Problem description ::
Return the listing below unchanged, minus its pictures.

Data section ::
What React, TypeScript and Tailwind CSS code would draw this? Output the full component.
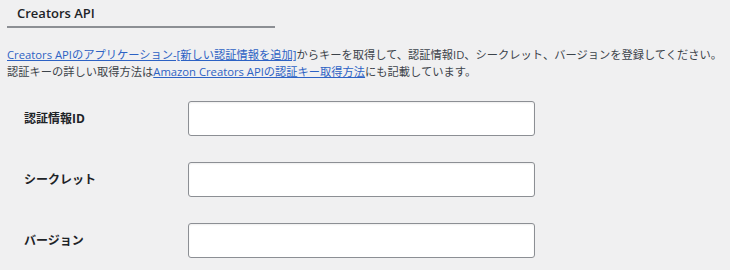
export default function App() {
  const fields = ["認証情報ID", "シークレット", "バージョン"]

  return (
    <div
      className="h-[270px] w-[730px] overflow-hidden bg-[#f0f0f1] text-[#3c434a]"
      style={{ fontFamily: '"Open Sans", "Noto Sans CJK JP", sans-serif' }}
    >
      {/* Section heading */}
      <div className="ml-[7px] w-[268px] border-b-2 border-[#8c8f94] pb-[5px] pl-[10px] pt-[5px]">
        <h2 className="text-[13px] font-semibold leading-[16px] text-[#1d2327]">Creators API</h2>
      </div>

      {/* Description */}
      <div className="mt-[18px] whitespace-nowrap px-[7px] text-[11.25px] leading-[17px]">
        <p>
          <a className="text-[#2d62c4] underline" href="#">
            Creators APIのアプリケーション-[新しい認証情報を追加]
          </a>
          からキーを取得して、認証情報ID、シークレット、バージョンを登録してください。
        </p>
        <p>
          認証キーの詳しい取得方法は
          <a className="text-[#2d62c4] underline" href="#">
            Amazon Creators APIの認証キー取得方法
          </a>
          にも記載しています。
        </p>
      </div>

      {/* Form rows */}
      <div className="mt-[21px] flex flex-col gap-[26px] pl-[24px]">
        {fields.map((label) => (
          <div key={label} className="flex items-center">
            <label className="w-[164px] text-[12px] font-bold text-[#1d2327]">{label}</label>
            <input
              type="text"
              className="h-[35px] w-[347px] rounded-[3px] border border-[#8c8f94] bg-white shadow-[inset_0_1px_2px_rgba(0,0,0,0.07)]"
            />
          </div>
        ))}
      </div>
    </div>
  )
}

Finished exercise ::
What React, TypeScript and Tailwind CSS code would draw this? Output the full component.
export default function App() {
  const fields = ["認証情報ID", "シークレット", "バージョン"]

  return (
    <div
      className="h-[270px] w-[730px] overflow-hidden bg-[#f0f0f1] text-[#3c434a]"
      style={{ fontFamily: '"Open Sans", "Noto Sans CJK JP", sans-serif' }}
    >
      {/* Section heading */}
      <div className="ml-[7px] w-[268px] border-b-2 border-[#8c8f94] pb-[5px] pl-[10px] pt-[5px]">
        <h2 className="text-[13px] font-semibold leading-[16px] text-[#1d2327]">Creators API</h2>
      </div>

      {/* Description */}
      <div className="mt-[18px] whitespace-nowrap px-[7px] text-[11.25px] leading-[17px]">
        <p>
          <a className="text-[#2d62c4] underline" href="#">
            Creators APIのアプリケーション-[新しい認証情報を追加]
          </a>
          からキーを取得して、認証情報ID、シークレット、バージョンを登録してください。
        </p>
        <p>
          認証キーの詳しい取得方法は
          <a className="text-[#2d62c4] underline" href="#">
            Amazon Creators APIの認証キー取得方法
          </a>
          にも記載しています。
        </p>
      </div>

      {/* Form rows */}
      <div className="mt-[21px] flex flex-col gap-[26px] pl-[24px]">
        {fields.map((label) => (
          <div key={label} className="flex items-center">
            <label className="w-[164px] text-[12px] font-bold text-[#1d2327]">{label}</label>
            <input
              type="text"
              className="h-[35px] w-[347px] rounded-[3px] border border-[#8c8f94] bg-white shadow-[inset_0_1px_2px_rgba(0,0,0,0.07)]"
            />
          </div>
        ))}
      </div>
    </div>
  )
}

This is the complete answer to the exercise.